> Stated exercise: Write the data out again, character for character, with no images.
★ ★ ★
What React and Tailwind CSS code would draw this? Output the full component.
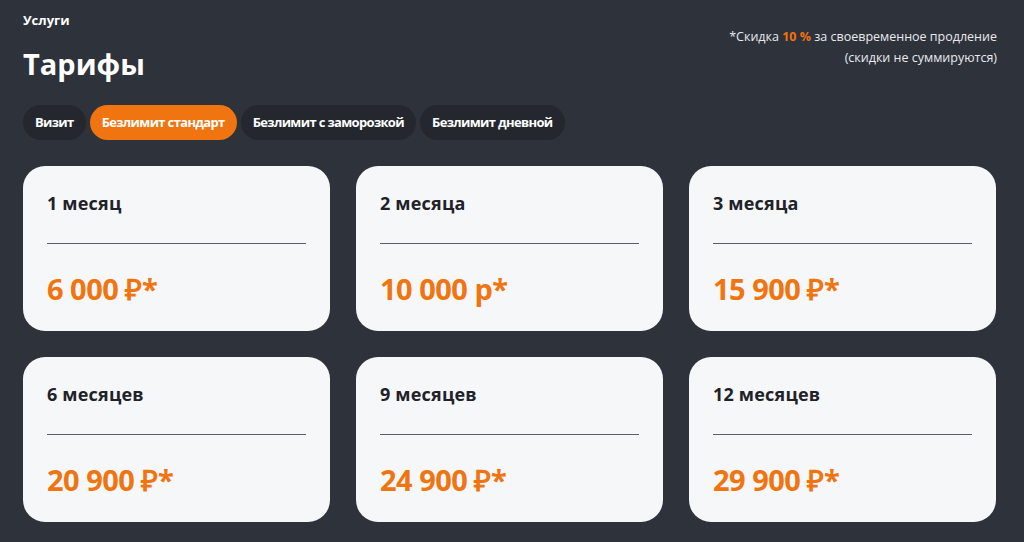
import { useState } from "react";

const TABS = ["Визит", "Безлимит стандарт", "Безлимит с заморозкой", "Безлимит дневной"];

const PLANS = [
  { term: "1 месяц", price: "6 000 ₽*" },
  { term: "2 месяца", price: "10 000 р*" },
  { term: "3 месяца", price: "15 900 ₽*" },
  { term: "6 месяцев", price: "20 900 ₽*" },
  { term: "9 месяцев", price: "24 900 ₽*" },
  { term: "12 месяцев", price: "29 900 ₽*" },
];

function PlanCard({ term, price }) {
  return (
    <div className="h-[165px] rounded-[22px] bg-[#f6f7f9] px-6 pt-[24px]">
      <p className="font-['Open_Sans',sans-serif] text-[18px] font-bold leading-[26px] tracking-[0.2px] text-[#1f2228]">
        {term}
      </p>
      <div className="mt-[27px] h-px bg-[#5b5e63]" />
      <p className="mt-[23px] font-['Open_Sans',sans-serif] text-[29px] font-bold leading-[44px] tracking-[-0.5px] text-[#f07410]">
        {price}
      </p>
    </div>
  );
}

export default function App() {
  const [active, setActive] = useState(1);

  return (
    <div className="min-h-[542px] bg-[#2e323b] px-[23px] pt-[11px] font-['Open_Sans',sans-serif] text-white">
      <div className="flex items-start justify-between">
        <div>
          <p className="text-[13px] font-bold leading-[18px]">Услуги</p>
          <h1 className="mt-[17px] text-[29px] font-bold leading-[36px]">Тарифы</h1>
        </div>
        <p className="mt-[15px] mr-[4px] text-right text-[12.5px] leading-[21px] text-[#e9eaec]">
          *Скидка <span className="font-bold text-[#f07410]">10 %</span> за своевременное продление
          <br />
          (скидки не суммируются)
        </p>
      </div>

      <div className="mt-[23px] flex gap-[4px]">
        {TABS.map((tab, i) => (
          <button
            key={tab}
            onClick={() => setActive(i)}
            className={
              "h-[35px] rounded-full px-[12px] text-[13px] font-bold tracking-[-0.65px] " +
              (i === active ? "bg-[#f07410] text-white" : "bg-[#24272d] text-white")
            }
          >
            {tab}
          </button>
        ))}
      </div>

      <div className="mt-[26px] grid grid-cols-3 gap-x-[26px] gap-y-[26px] pr-[5px]">
        {PLANS.map((p) => (
          <PlanCard key={p.term} {...p} />
        ))}
      </div>
    </div>
  );
}
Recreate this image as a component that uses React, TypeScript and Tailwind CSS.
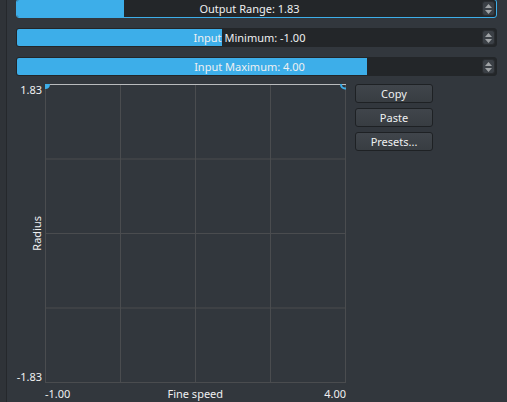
import React from "react";

type SliderProps = { label: string; fill: number; focused?: boolean };

function Spinner() {
  return (
    <div className="my-[1px] mr-[1px] w-[13px] rounded-[3px] border border-[#2a2d31] bg-[#3b4046] flex flex-col items-center justify-center gap-[2px]">
      <svg width="7" height="4" viewBox="0 0 7 4">
        <path d="M0 4 L3.5 0 L7 4 Z" fill="#a0a3a6" />
      </svg>
      <svg width="7" height="4" viewBox="0 0 7 4">
        <path d="M0 0 L3.5 4 L7 0 Z" fill="#a0a3a6" />
      </svg>
    </div>
  );
}

function Slider({ label, fill, focused }: SliderProps) {
  return (
    <div
      className={
        focused
          ? "h-[19px] flex rounded-[3px] border border-[#3daee9] bg-[#232629]"
          : "h-[19px] flex rounded-[3px] border border-[#232629] bg-[#232629]"
      }
    >
      <div className="relative flex-1 overflow-hidden rounded-l-[2px]">
        <div className="absolute inset-y-0 left-0 bg-[#3daee9]" style={{ width: fill }} />
        <div className="relative h-full flex items-center justify-center text-[11px] leading-none text-[#eff0f1]">
          {label}
        </div>
      </div>
      <Spinner />
    </div>
  );
}

function Btn({ children }: { children: React.ReactNode }) {
  return (
    <button className="h-[19px] w-[78px] rounded-[3px] border border-[#1e2124] bg-gradient-to-b from-[#40454b] to-[#383d42] text-[11px] leading-none text-[#eff0f1]">
      {children}
    </button>
  );
}

function Plot() {
  const xs = [0.5, 75.5, 150.5, 225.5, 300.5];
  const ys = [0.5, 75, 149.5, 224, 298.5];
  return (
    <svg width="301" height="299" viewBox="0 0 301 299" className="block">
      <defs>
        <clipPath id="plotclip">
          <rect x="0" y="0" width="301" height="299" />
        </clipPath>
      </defs>
      {xs.map((x) => (
        <line key={"x" + x} x1={x} y1={0} x2={x} y2={299} stroke="#4a4c4f" strokeWidth="1" />
      ))}
      {ys.map((y) => (
        <line key={"y" + y} x1={0} y1={y} x2={301} y2={y} stroke="#4a4c4f" strokeWidth="1" />
      ))}
      <g clipPath="url(#plotclip)">
        <line x1={0} y1={0.5} x2={301} y2={0.5} stroke="#b9bbbd" strokeWidth="1" />
        <circle cx="0.5" cy="0.5" r="4.5" fill="#3daee9" />
        <circle cx="300" cy="0.5" r="4" fill="none" stroke="#3daee9" strokeWidth="2" />
      </g>
    </svg>
  );
}

export default function App() {
  return (
    <div className="w-[507px] h-[402px] overflow-hidden flex bg-[#32373d] font-['Noto_Sans',sans-serif] text-[#eff0f1]">
      <div className="w-[7px] h-full border-r border-[#25282c] bg-[#2f3338]" />
      <div className="flex-1 flex flex-col">
        <div className="mt-[-1px] pl-[9px] pr-[10px] flex flex-col gap-[10px]">
          <Slider label="Output Range: 1.83" fill={107} focused />
          <Slider label="Input Minimum: -1.00" fill={205} />
          <Slider label="Input Maximum: 4.00" fill={350} />
        </div>
        <div className="mt-[8px] flex">
          <div className="flex flex-col">
            <div className="flex">
              <div className="w-[35px] mt-[-1px] h-[301px] flex flex-col items-end justify-between text-[11px] leading-[14px]">
                <span>1.83</span>
                <span className="mr-[-2px] [writing-mode:vertical-rl] rotate-180">Radius</span>
                <span>-1.83</span>
              </div>
              <div className="ml-[3px]">
                <Plot />
              </div>
            </div>
            <div className="ml-[38px] w-[301px] mt-[3px] flex justify-between text-[11px] leading-[14px]">
              <span>-1.00</span>
              <span className="mr-[4px]">Fine speed</span>
              <span>4.00</span>
            </div>
          </div>
          <div className="ml-[9px] flex flex-col gap-[5px]">
            <Btn>Copy</Btn>
            <Btn>Paste</Btn>
            <Btn>Presets...</Btn>
          </div>
        </div>
      </div>
    </div>
  );
}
★ ★ ★
> Solution:
What React and Tailwind CSS code would draw this? Output the full component.
import { useState } from "react";

const TABS = ["Визит", "Безлимит стандарт", "Безлимит с заморозкой", "Безлимит дневной"];

const PLANS = [
  { term: "1 месяц", price: "6 000 ₽*" },
  { term: "2 месяца", price: "10 000 р*" },
  { term: "3 месяца", price: "15 900 ₽*" },
  { term: "6 месяцев", price: "20 900 ₽*" },
  { term: "9 месяцев", price: "24 900 ₽*" },
  { term: "12 месяцев", price: "29 900 ₽*" },
];

function PlanCard({ term, price }) {
  return (
    <div className="h-[165px] rounded-[22px] bg-[#f6f7f9] px-6 pt-[24px]">
      <p className="font-['Open_Sans',sans-serif] text-[18px] font-bold leading-[26px] tracking-[0.2px] text-[#1f2228]">
        {term}
      </p>
      <div className="mt-[27px] h-px bg-[#5b5e63]" />
      <p className="mt-[23px] font-['Open_Sans',sans-serif] text-[29px] font-bold leading-[44px] tracking-[-0.5px] text-[#f07410]">
        {price}
      </p>
    </div>
  );
}

export default function App() {
  const [active, setActive] = useState(1);

  return (
    <div className="min-h-[542px] bg-[#2e323b] px-[23px] pt-[11px] font-['Open_Sans',sans-serif] text-white">
      <div className="flex items-start justify-between">
        <div>
          <p className="text-[13px] font-bold leading-[18px]">Услуги</p>
          <h1 className="mt-[17px] text-[29px] font-bold leading-[36px]">Тарифы</h1>
        </div>
        <p className="mt-[15px] mr-[4px] text-right text-[12.5px] leading-[21px] text-[#e9eaec]">
          *Скидка <span className="font-bold text-[#f07410]">10 %</span> за своевременное продление
          <br />
          (скидки не суммируются)
        </p>
      </div>

      <div className="mt-[23px] flex gap-[4px]">
        {TABS.map((tab, i) => (
          <button
            key={tab}
            onClick={() => setActive(i)}
            className={
              "h-[35px] rounded-full px-[12px] text-[13px] font-bold tracking-[-0.65px] " +
              (i === active ? "bg-[#f07410] text-white" : "bg-[#24272d] text-white")
            }
          >
            {tab}
          </button>
        ))}
      </div>

      <div className="mt-[26px] grid grid-cols-3 gap-x-[26px] gap-y-[26px] pr-[5px]">
        {PLANS.map((p) => (
          <PlanCard key={p.term} {...p} />
        ))}
      </div>
    </div>
  );
}
Recreate this image as a component that uses React, TypeScript and Tailwind CSS.
import React from "react";

type SliderProps = { label: string; fill: number; focused?: boolean };

function Spinner() {
  return (
    <div className="my-[1px] mr-[1px] w-[13px] rounded-[3px] border border-[#2a2d31] bg-[#3b4046] flex flex-col items-center justify-center gap-[2px]">
      <svg width="7" height="4" viewBox="0 0 7 4">
        <path d="M0 4 L3.5 0 L7 4 Z" fill="#a0a3a6" />
      </svg>
      <svg width="7" height="4" viewBox="0 0 7 4">
        <path d="M0 0 L3.5 4 L7 0 Z" fill="#a0a3a6" />
      </svg>
    </div>
  );
}

function Slider({ label, fill, focused }: SliderProps) {
  return (
    <div
      className={
        focused
          ? "h-[19px] flex rounded-[3px] border border-[#3daee9] bg-[#232629]"
          : "h-[19px] flex rounded-[3px] border border-[#232629] bg-[#232629]"
      }
    >
      <div className="relative flex-1 overflow-hidden rounded-l-[2px]">
        <div className="absolute inset-y-0 left-0 bg-[#3daee9]" style={{ width: fill }} />
        <div className="relative h-full flex items-center justify-center text-[11px] leading-none text-[#eff0f1]">
          {label}
        </div>
      </div>
      <Spinner />
    </div>
  );
}

function Btn({ children }: { children: React.ReactNode }) {
  return (
    <button className="h-[19px] w-[78px] rounded-[3px] border border-[#1e2124] bg-gradient-to-b from-[#40454b] to-[#383d42] text-[11px] leading-none text-[#eff0f1]">
      {children}
    </button>
  );
}

function Plot() {
  const xs = [0.5, 75.5, 150.5, 225.5, 300.5];
  const ys = [0.5, 75, 149.5, 224, 298.5];
  return (
    <svg width="301" height="299" viewBox="0 0 301 299" className="block">
      <defs>
        <clipPath id="plotclip">
          <rect x="0" y="0" width="301" height="299" />
        </clipPath>
      </defs>
      {xs.map((x) => (
        <line key={"x" + x} x1={x} y1={0} x2={x} y2={299} stroke="#4a4c4f" strokeWidth="1" />
      ))}
      {ys.map((y) => (
        <line key={"y" + y} x1={0} y1={y} x2={301} y2={y} stroke="#4a4c4f" strokeWidth="1" />
      ))}
      <g clipPath="url(#plotclip)">
        <line x1={0} y1={0.5} x2={301} y2={0.5} stroke="#b9bbbd" strokeWidth="1" />
        <circle cx="0.5" cy="0.5" r="4.5" fill="#3daee9" />
        <circle cx="300" cy="0.5" r="4" fill="none" stroke="#3daee9" strokeWidth="2" />
      </g>
    </svg>
  );
}

export default function App() {
  return (
    <div className="w-[507px] h-[402px] overflow-hidden flex bg-[#32373d] font-['Noto_Sans',sans-serif] text-[#eff0f1]">
      <div className="w-[7px] h-full border-r border-[#25282c] bg-[#2f3338]" />
      <div className="flex-1 flex flex-col">
        <div className="mt-[-1px] pl-[9px] pr-[10px] flex flex-col gap-[10px]">
          <Slider label="Output Range: 1.83" fill={107} focused />
          <Slider label="Input Minimum: -1.00" fill={205} />
          <Slider label="Input Maximum: 4.00" fill={350} />
        </div>
        <div className="mt-[8px] flex">
          <div className="flex flex-col">
            <div className="flex">
              <div className="w-[35px] mt-[-1px] h-[301px] flex flex-col items-end justify-between text-[11px] leading-[14px]">
                <span>1.83</span>
                <span className="mr-[-2px] [writing-mode:vertical-rl] rotate-180">Radius</span>
                <span>-1.83</span>
              </div>
              <div className="ml-[3px]">
                <Plot />
              </div>
            </div>
            <div className="ml-[38px] w-[301px] mt-[3px] flex justify-between text-[11px] leading-[14px]">
              <span>-1.00</span>
              <span className="mr-[4px]">Fine speed</span>
              <span>4.00</span>
            </div>
          </div>
          <div className="ml-[9px] flex flex-col gap-[5px]">
            <Btn>Copy</Btn>
            <Btn>Paste</Btn>
            <Btn>Presets...</Btn>
          </div>
        </div>
      </div>
    </div>
  );
}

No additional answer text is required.